Virtual reality expected to help city attract billions in foreign investment. Through the use of virtual reality, the city of Austin is turning to the thriving local video game industry to help attract overseas investors and billions of dollars in new economic development money.

 

The hope is that local developers can create a mobile app that will utilize virtual or augmented reality technology to showcase some of Austin’s most attractive development projects that are waiting for big investors to get them moving.

 

Officials in the city’s Economic Development Department said there is an appetite among foreign investors for business opportunities in the U.S., but many are unfamiliar with the characteristics of American cities other than metropolises on the coasts.

 

Mayor Steve Adler said during a trip to Asia this summer that foreign investors are interested in the types of skills and opportunities Austin has to offer but were largely unaware of the city and its culture, which is an important consideration in most overseas business moves.

 

A request for qualification issued by the Economic Development Department on Nov. 8 says: “The City seeks to become actively engaged in the attraction of foreign direct investment by capitalizing on inbound international events like SXSW, Formula 1, and others to use this app for site visits, prospecting partners, and businesses considering expansion to Austin.”

 

A hard release date for the app just prior to next year’s South by Southwest festival means that the chosen firm, to be selected on Dec. 2, will have to work fast to have the finished product ready for one of the city’s biggest annual tourism events.

 

The RFQ also notes that the city is working on assembling a portfolio of seven city-affiliated development projects to be highlighted in the mobile app. David Colligan, Austin’s manager of global business recruitment and expansion, said scouting for other projects is taking place as well.

 

“When the mayor went on his trip to Asia, we didn’t know we’d get as much interest as we did, but the problem is that we’re nowhere near the attention span of most of these people because they mostly know the coasts,” Colligan said. “We’ve started scouting for projects from areas like real estate, product development and venture capital that we can showcase.”

 

Colligan said that the city’s economic development officials typically see a spike in inquiries for foreign direct investment and company relocation during SXSW and the annual Formula 1 racing event, both of which draw large audiences from all over the world.

 

The virtual reality app, which will also include key information on properties, companies and ownership of highlighted projects, will be a way to put attractive opportunities in front of likely investors and keep them engaged after they depart Austin.
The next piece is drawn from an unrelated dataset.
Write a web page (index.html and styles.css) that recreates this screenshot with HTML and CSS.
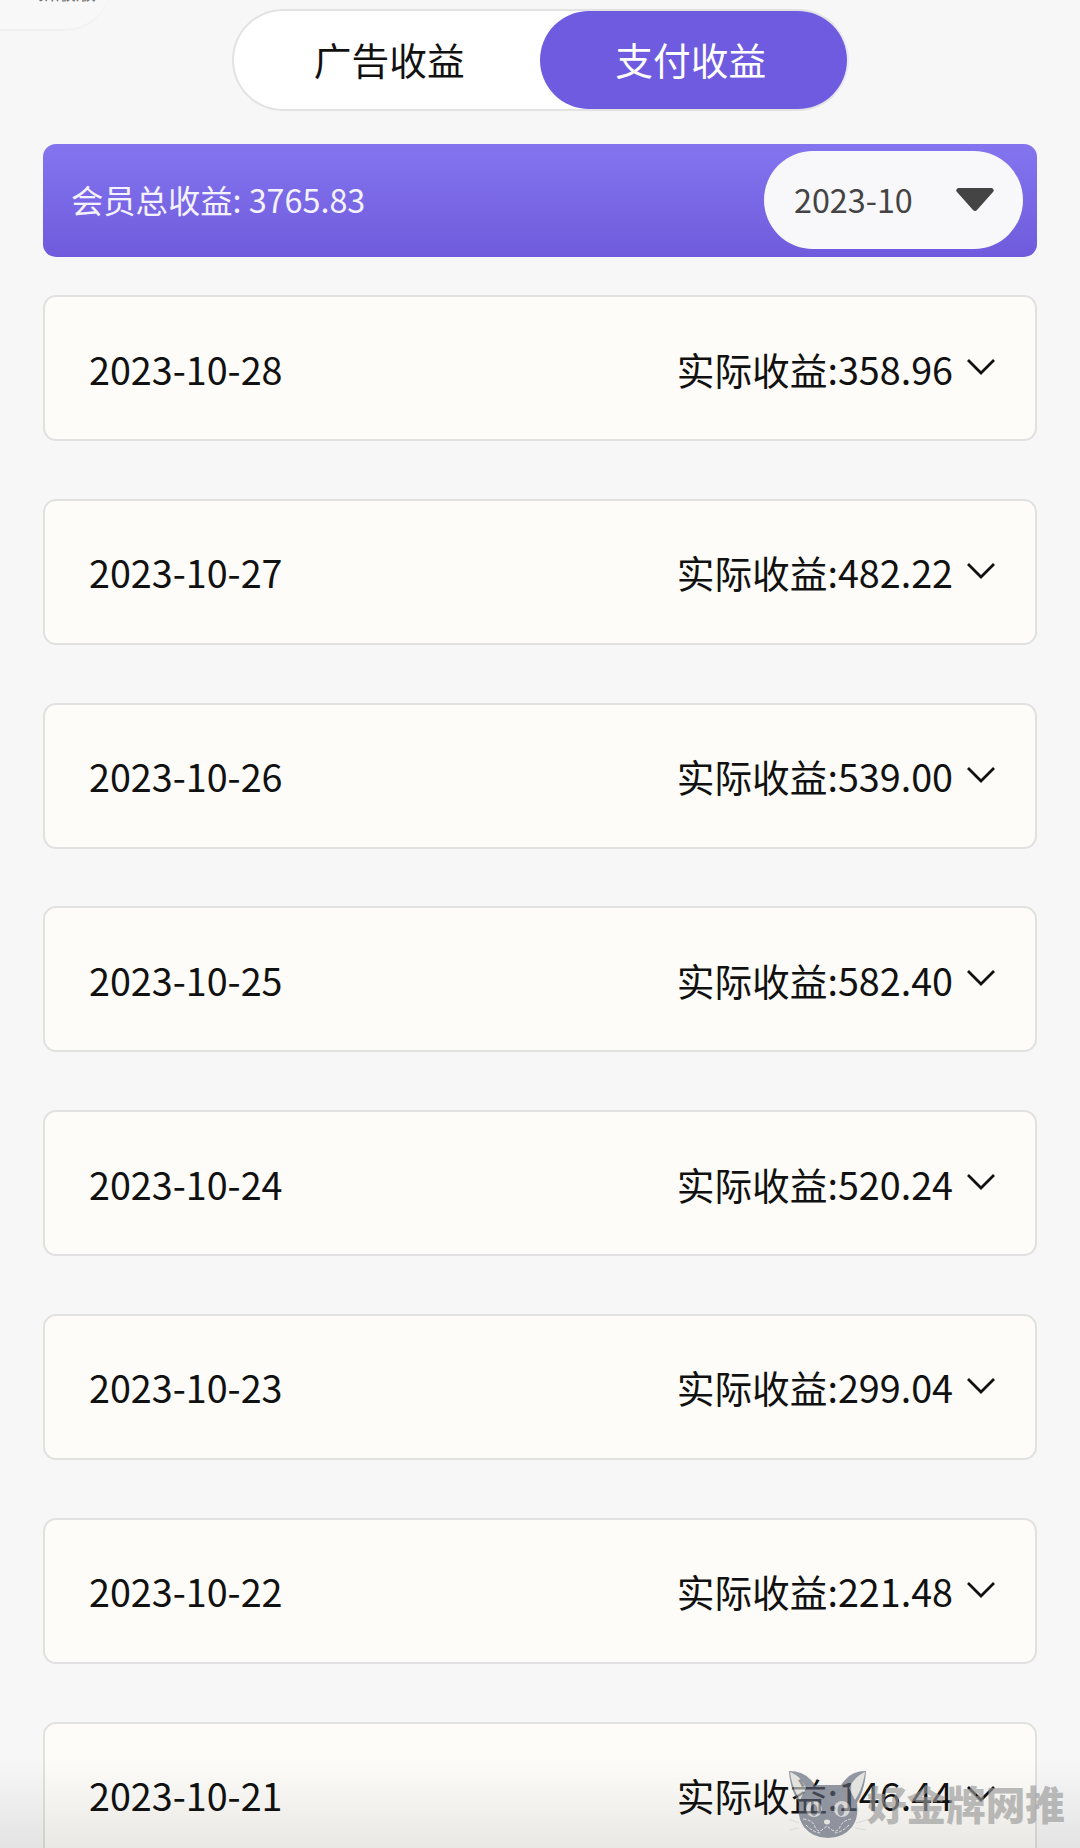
FILE: index.html
```html
<!DOCTYPE html>
<html lang="zh-CN">

<head>
    <meta charset="UTF-8">
    <meta name="viewport" content="width=device-width, initial-scale=1.0">
    <title>支付收益</title>
    <link rel="stylesheet" href="styles.css">
</head>

<body>
    <div class="corner-tip"><span>新版版</span></div>

    <nav class="tabs">
        <button class="tab">广告收益</button>
        <button class="tab active">支付收益</button>
    </nav>

    <section class="summary">
        <span class="total">会员总收益: 3765.83</span>
        <button class="month">
            <span>2023-10</span>
            <svg width="38" height="24" viewBox="0 0 38 24">
                <path d="M2 0h34q3 2 1 4L21 22q-2 2-4 0L1 4Q-1 2 2 0z" fill="#444" />
            </svg>
        </button>
    </section>

    <main class="list" id="list"></main>

    <div class="bottom-fade"></div>

    <div class="watermark">
        <svg class="cat" width="78" height="68" viewBox="0 0 78 68">
            <path d="M0 0q14 0 22 9l4 5h26l4-5Q63 0 77 0q-1 18-9 32 2 15-5 24-9 11-24 11t-24-11Q8 47 10 32 1 18 0 0z" fill="#5c6375" />
            <path d="M1 1q11 4 16 16l-6 12Q3 17 1 1zM76 1Q66 5 60 17l6 12q8-12 10-28z" fill="#d8d8d4" />
            <ellipse cx="25" cy="38" rx="8" ry="8" fill="#c9cacc" />
            <ellipse cx="53" cy="38" rx="8" ry="8" fill="#c9cacc" />
            <ellipse cx="25" cy="39" rx="3.5" ry="6" fill="#5c6375" />
            <ellipse cx="52" cy="39" rx="3.5" ry="6" fill="#5c6375" />
            <ellipse cx="38" cy="51" rx="3" ry="2.4" fill="#ddd" />
            <path d="M14 48q10 1 12 8 3 6 7 3l5-4 5 4q5 3 8-3 2-6 11-8M17 54q8 8 15 8M60 54q-8 8-15 8" fill="none" stroke="#ddd" stroke-dasharray="3 1.5" />
            <path d="M10 52l-11-4M10 57l-10 2M67 52l11-3M66 57l11 2" fill="none" stroke="#d2d2d2" />
        </svg>
        <span>好金牌网推</span>
    </div>

    <script>
        const records = [
            ['2023-10-28', '358.96'],
            ['2023-10-27', '482.22'],
            ['2023-10-26', '539.00'],
            ['2023-10-25', '582.40'],
            ['2023-10-24', '520.24'],
            ['2023-10-23', '299.04'],
            ['2023-10-22', '221.48'],
            ['2023-10-21', '146.44']
        ];

        document.getElementById('list').innerHTML = records.map(([date, amount]) => `
            <div class="card">
                <span>${date}</span>
                <div class="amount">
                    <span>实际收益:${amount}</span>
                    <svg class="arrow" width="30" height="18" viewBox="0 0 30 18">
                        <path d="M2 2l13 13L28 2" />
                    </svg>
                </div>
            </div>`).join('');
    </script>
</body>

</html>
```
FILE: styles.css
```css
* {
    margin: 0;
    padding: 0;
    box-sizing: border-box;
}

body {
    position: relative;
    height: 1848px;
    padding: 9px 43px 0;
    overflow: hidden;
    background-color: #f7f7f7;
    color: #111;
    font-family: "Noto Sans CJK SC", sans-serif;
    font-size: 37.7px;
}

button {
    border: none;
    background: none;
    color: inherit;
    font: inherit;
}

.corner-tip {
    position: absolute;
    left: -40px;
    top: -60px;
    width: 150px;
    height: 91px;
    border-bottom: 2px solid #f1f1f1;
    border-radius: 0 0 45px 0;
    background: #f8f8f8;
}

.corner-tip span {
    position: absolute;
    left: 76px;
    bottom: 27px;
    font-size: 20px;
    line-height: 1;
    color: #777;
}

.tabs {
    display: flex;
    width: 617px;
    height: 102px;
    margin: 0 auto;
    border: 2px solid #e2e2e2;
    border-right-color: #ebe8fb;
    border-radius: 51px;
    background: #fff;
}

.tab {
    flex: 1;
    padding: 0 0 3px 5px;
    border-radius: 50px;
}

.tab.active {
    padding: 0 5px 3px 0;
    background: #6f5be0;
    color: #fff;
}

.summary {
    display: flex;
    align-items: center;
    justify-content: space-between;
    height: 113px;
    margin-top: 33px;
    padding: 0 14px 2px 28px;
    border-radius: 13px;
    background: linear-gradient(#8475ef, #6f5bdc);
    color: #f4f2ff;
    font-size: 32.3px;
}

.month {
    display: flex;
    align-items: center;
    justify-content: space-between;
    width: 259px;
    height: 98px;
    padding: 0 29px 0 30px;
    border-radius: 49px;
    background: #f8f8fa;
    color: #444;
}

.total,
.month span {
    padding-bottom: 2px;
}

.list {
    display: flex;
    flex-direction: column;
    gap: 57.8px;
    margin-top: 38px;
}

.card {
    display: flex;
    align-items: center;
    justify-content: space-between;
    height: 146px;
    padding: 0 39px 0 44px;
    border: 2px solid #e1e1e1;
    border-radius: 13px;
    background: #fdfcf8;
}

.amount {
    display: flex;
    align-items: center;
    gap: 13px;
}

.arrow {
    margin-top: -2px;
    fill: none;
    stroke: #111;
    stroke-width: 2.8;
}

.bottom-fade {
    position: absolute;
    left: 0;
    right: 0;
    bottom: 0;
    height: 90px;
    background: linear-gradient(rgba(0, 0, 0, 0), rgba(0, 0, 0, 0.08));
}

.watermark {
    position: absolute;
    left: 789px;
    top: 1771px;
    display: flex;
    align-items: flex-start;
    opacity: 0.65;
}

.watermark span {
    margin-top: 12px;
    font-size: 39.6px;
    font-weight: 900;
    line-height: 1;
    color: #9a9a9a;
}
```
Colligan said the total budget for the app is between $40,000 and $50,000.

 

To the benefit of the city’s creative community, city leaders have shown an interest in highlighting music venues, theaters and other spaces seeking partners to expand or change their business models as Austin continues to grow. Adding those types of business opportunities to the portfolio that is put in front of investors helps to spread the city’s global brand as a music and creative hot spot, Colligan said.

 

“We know there’s a strong need out there for music venues, whether it’s rehab and expansion or doing things like converting their spaces into a cafe for a daytime audience,” he said. “With all of this, we’re trying to let the world know that Austin is ready to play, not just with people who can move millions of dollars around but at a level of people who play in the billions.”

 

Foreign investment would be one new way to stimulate a creative sector that is feeling a pinch, whether it be the city’s sputtering music economy or the threat that redevelopment and rising rents pose to the local fine arts community.

 

More details are expected early next year on the $10 million bond investment program orchestrated by the city to buy the properties housing endangered music venues to keep them from being displaced. If that timeline holds, visitors during SXSW could have a chance to take some ownership in Austin’s music scene, which isn’t designed to produce impressive returns but could be attractive in terms of prestige.

 

Don Pitts, Austin’s music program manager, said the city is wise to take advantage of its thriving virtual reality community – estimated by industry watchers as the second-largest in the U.S. – to advance business efforts and the awareness of Austin music.

 

“VR could change everything in music,” Pitts told the Austin Monitor via text. “How we consume, create, perform, share, teach and learn music. I think consumption of VR will center around live music, which has many separate paths from there such as music videos, social metaverse experiences and more.”